Buying 2 AS/400 (as I did, and don’t have LICs for), only to buy a third one (150, which doesn’t need one), and a hardware terminal, and cables, is not for everyone.

To tinker with a platform, you need a small project. I either want to script a small hack, where I put some sensor data in the HTTP(S) sphere in a small web server script on my AS/400, or compute something and put a CSV onto a SMB or NFS share, or something similar. Stuff that I can easily do on my A/UX, or Solaris 2.4. Still don’t know how to on my -150.

Don’t get me wrong. I like green screens. I like the way my AS/400 box presents its TUI. I like the approach of IBM, to have a turnkey ready system for a small division in a box. Heck, I even like Token Ring, having multiple 8226 and 8228!

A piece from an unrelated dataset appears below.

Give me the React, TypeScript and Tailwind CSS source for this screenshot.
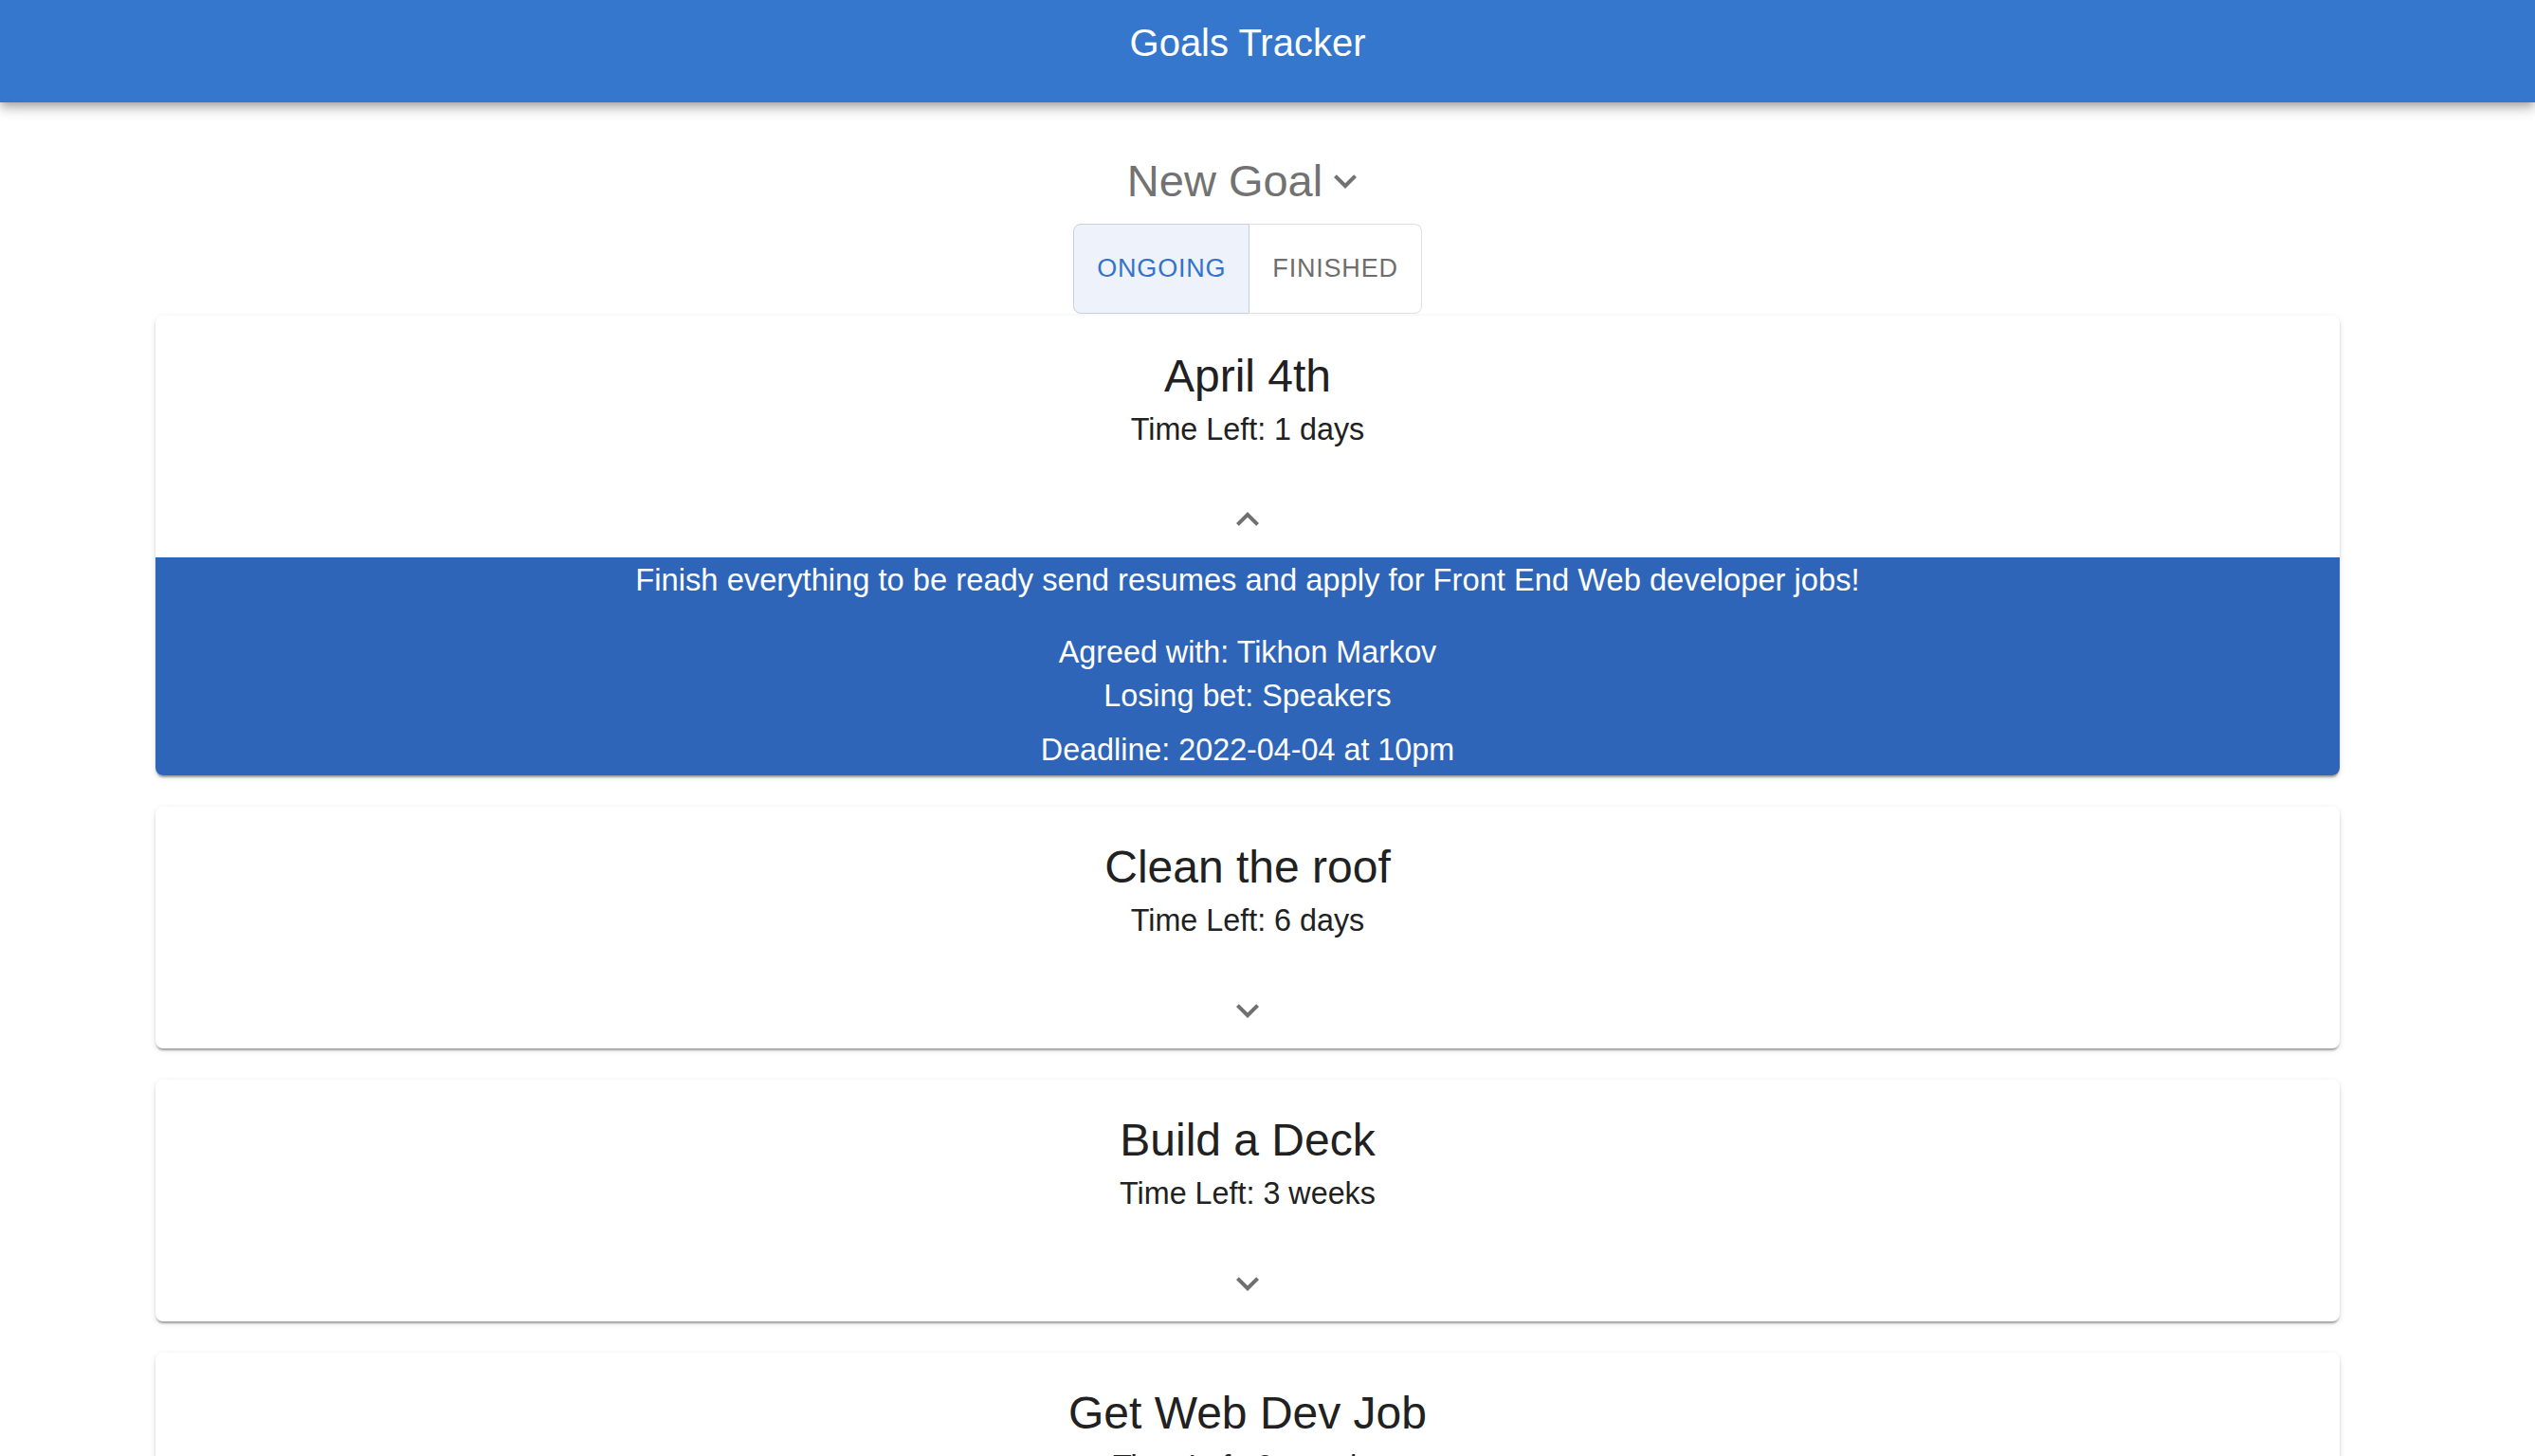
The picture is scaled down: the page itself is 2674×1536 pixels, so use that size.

But I don’t see why students/young people would currently want to flock onto System i.

(And, btw, this is even more true for System z. The KIT (high-profile uni here) got a donation from IBM Böblingen: a fully fledged z 9xx, with lots of everything (giga-tera-peta …), to train students. I happen to know the guy heading the department. He sighed "everyone flocks towards these cheap Linux clusters, because they know stuff from playing with Linux at home. And although this Linux cluster is a boring NUMA architecture, people stick with it. This massive z box here would be much better suited for many of their tasks, but … it hasn’t seen a user login in months.")

I didn’t have lots of time, so this is a long email.

tl;dr: Lower the entry barriers by providing easier access to old (scrap) hardware incl. OS license. Have a file sharing offering.